The respective life realities and place-specific issues within the movement are very different, as they are spread across all continents. Since the beginning, however, the focus has been on the struggles of the indigenous communities in the global South, whose independence is massively threatened by colonial structures that continue to this day. Resistance against this has existed for a long time! La Via Campesina opposes industrial, monopolized and degrading agriculture worldwide and has been able to build up a worldwide movement for many years, which refers to peasant independence, self-determination and solidarity.

In our society, small-scale farming is unfortunately per se already a term of losers - farmer, who wants to be that and then also small? Why small, when it is also possible to be big, highly efficient and industrial? We and the movement very consciously call ourselves small farmers or peasants, because in our opinion there is much more happening on a small scale than on a large scale. Because many small farms that focus on feeding people rather than making a profit can build much stronger and more resilient systems than huge farms. Because people can find meaningful and dignified jobs in diverse agriculture, instead of being replaced by robots and smart farming machines. Because those whom the industrial capitalist system quite automatically oppresses can build up safe spaces for themselves in small-scale farming structures. Because the land should belong to those who grow food on it. Because natural resources such as water and seeds belong neither in state nor in private hands of large corporations.

Does it all sound so logical and obvious? It isn't. For all these things, there is the ongoing need to fight and resist, for some of us for sure more than others.

On the one hand, today is meant to draw attention to the struggles of indigenous populations in the global south and, from our perspective here, to make visible the enormously shameful role of European states in these struggles. European states and also the USA are destroying smallholder structures worldwide through international trade agreements, 'development policy', the appropriation of local markets by European corporations in terms of of fertilizers and seeds, the purchase of land and the exploitative destruction of local resources. The list is endless and endlessly shameful. It forces local peasants to defend basic resources such as land, water and seeds over and over again instead of having enough time, energy and resources to take care of building local long-term and resilient structures. This is colonialism 2.0 - it has to be said and seen.

On the other hand, it is unfortunately not at all the case that peasant structures are valued and supported here. On the contrary, small organic farms still have disadvantages when it comes to agricultural subsidies, the farmers' association lobby is conservative, powerful and large-scale industrial orientated as never before, consumers have no desire for reasonable prices or have no chance of self-determined nutrition due to our class society.

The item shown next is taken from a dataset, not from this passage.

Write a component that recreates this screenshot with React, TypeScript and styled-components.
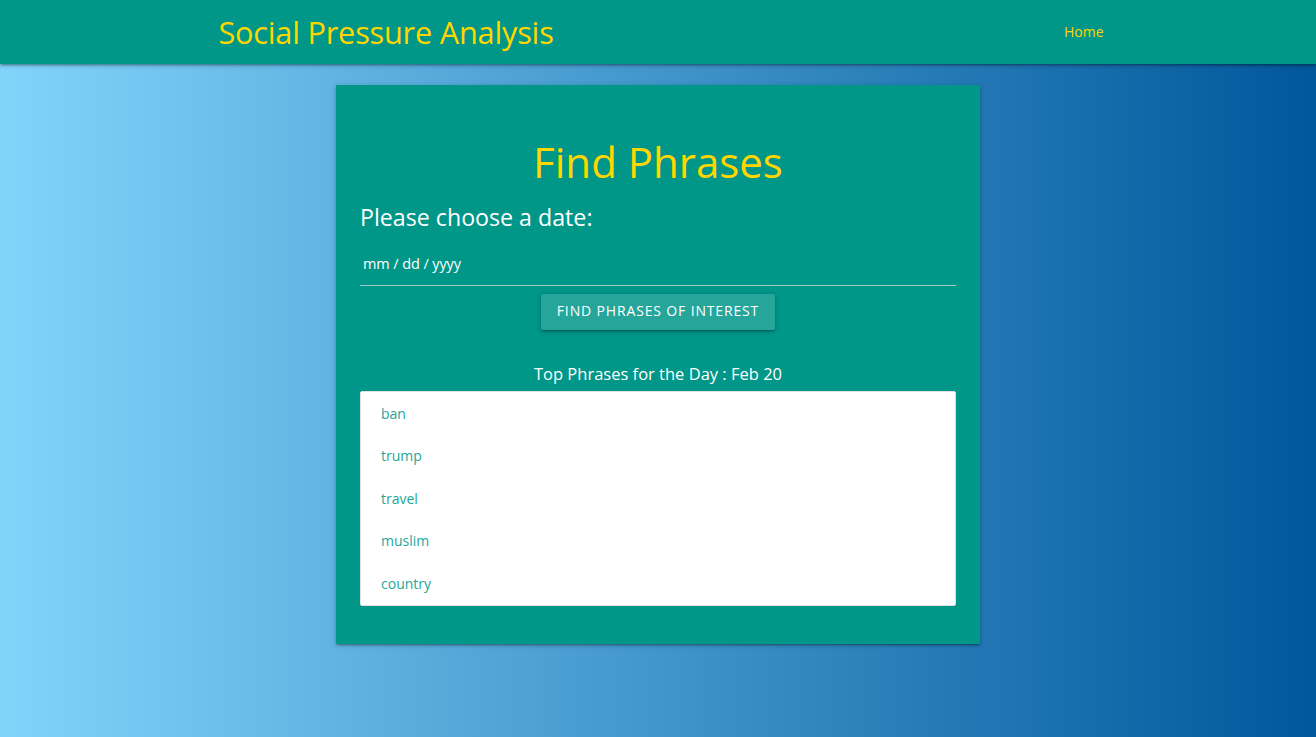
import React from 'react';
import styled, { createGlobalStyle } from 'styled-components';

const GlobalStyle = createGlobalStyle`
  html, body {
    margin: 0;
    padding: 0;
    min-height: 100%;
  }
  body {
    font-family: "Open Sans", "Noto Sans", sans-serif;
    background: linear-gradient(to right, #81d4fa 0%, #01579b 100%);
    min-height: 737px;
  }
  * {
    box-sizing: border-box;
  }
`;

const Nav = styled.nav`
  height: 64px;
  background-color: #009688;
  box-shadow: 0 2px 2px 0 rgba(0, 0, 0, 0.14), 0 3px 1px -2px rgba(0, 0, 0, 0.12),
    0 1px 5px 0 rgba(0, 0, 0, 0.2);
`;

const NavWrapper = styled.div`
  width: 70%;
  margin: 0 auto;
  height: 100%;
  display: flex;
  align-items: center;
  justify-content: space-between;
  padding-left: 21px;
`;

const Brand = styled.a`
  color: #ffd600;
  font-size: 30.7px;
  letter-spacing: -0.2px;
  text-decoration: none;
  line-height: 64px;
`;

const NavLink = styled.a`
  color: #ffd600;
  font-size: 14px;
  text-decoration: none;
  padding: 0 15px;
  line-height: 64px;
`;

const Main = styled.main`
  display: flex;
  justify-content: center;
  padding-top: 21px;
`;

const Card = styled.section`
  width: 644px;
  background-color: #009688;
  padding: 44px 24px 38px;
  box-shadow: 0 2px 2px 0 rgba(0, 0, 0, 0.14), 0 3px 1px -2px rgba(0, 0, 0, 0.12),
    0 1px 5px 0 rgba(0, 0, 0, 0.2);
  display: flex;
  flex-direction: column;
`;

const Title = styled.h1`
  margin: 0;
  text-align: center;
  color: #ffd600;
  font-size: 42px;
  font-weight: 400;
  line-height: 66px;
`;

const Prompt = styled.h4`
  margin: 0;
  color: #fff;
  font-size: 23.2px;
  font-weight: 400;
  line-height: 44px;
`;

const DateField = styled.div`
  height: 47px;
  border-bottom: 1px solid #9ecbc4;
  display: flex;
  align-items: center;
  padding: 3px 0 0 3px;
  color: #fff;
  font-size: 14.5px;
  letter-spacing: -0.1px;
`;

const Button = styled.button`
  align-self: center;
  margin-top: 8px;
  height: 36px;
  padding: 0 16px 3px;
  border: none;
  border-radius: 2px;
  background-color: #26a69a;
  color: #fff;
  font-family: inherit;
  font-size: 14px;
  letter-spacing: 0.85px;
  text-transform: uppercase;
  box-shadow: 0 2px 2px 0 rgba(0, 0, 0, 0.14), 0 3px 1px -2px rgba(0, 0, 0, 0.12),
    0 1px 5px 0 rgba(0, 0, 0, 0.2);
`;

const Caption = styled.p`
  margin: 32px 0 5px;
  text-align: center;
  color: #fff;
  font-size: 16.5px;
  line-height: 24px;
`;

const Collection = styled.ul`
  list-style: none;
  margin: 0;
  padding: 0;
  background: #fff;
  border: 1px solid #e0e0e0;
  border-radius: 2px;
`;

const Item = styled.li`
  padding: 0 20px;
  height: 42.5px;
  display: flex;
  align-items: center;
  color: #26a69a;
  font-size: 14px;
`;

const phrases = ['ban', 'trump', 'travel', 'muslim', 'country'];

export default function App() {
  return (
    <>
      <GlobalStyle />
      <Nav>
        <NavWrapper>
          <Brand href="#">Social Pressure Analysis</Brand>
          <NavLink href="#">Home</NavLink>
        </NavWrapper>
      </Nav>
      <Main>
        <Card>
          <Title>Find Phrases</Title>
          <Prompt>Please choose a date:</Prompt>
          <DateField>mm / dd / yyyy</DateField>
          <Button>Find Phrases of Interest</Button>
          <Caption>Top Phrases for the Day : Feb 20</Caption>
          <Collection>
            {phrases.map((p) => (
              <Item key={p}>{p}</Item>
            ))}
          </Collection>
        </Card>
      </Main>
    </>
  );
}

Very interesting and alarming is also a development in France, where huge water basins are to be built with majority state funds to remedy the increasing water problems (hello climate change) in agriculture. Unfortunately, they lower the water level in the long term and are only available to large farms in summer - a typical example of monopolization and privatization of natural resources, with state help. They also prevent large farms from finally addressing water-saving farming methods. The organizations Les Soulèvements de la Terre and Bassines Non Merci called for a demonstration against the construction of the water basins at the end of March this year, which was initially banned and during which 240 demonstrators were injured by extreme state repression by 3200 cops.
The incidents show us that we cannot rely on the state and capital and must remain vigilant. In this context, our new giant neighbor Tesla, for example, worries us more and more.

Here you can read more about the developments in France and a press release about the events at the demonstration by FIAN and AbL:

https://www.abl-ev.de/fileadmin/Dokumente/AbL_ev/Presse/Mitteilungen_als_pdf/2023-04-04_FIAN_und_AbL_zur_Gewalteskalation_aufgrund_der_Wasserpolitik_in_Frankreich.pdf

https://www.arte.tv/de/videos/114258-000-A/frankreich-streit-um-mega-wasserbecken-geht-weiter/

And a link to the La Via Campesina Movement:  https://viacampesina.org/en/

So far for the bad news - the good news is: it can be done differently, it has always been done differently, it will continue to be done differently. Only, it doesn't go differently by itself.

And in the words of Via Campesina: Faced with global crises, we build food sovereignty to ensure a future for humanity!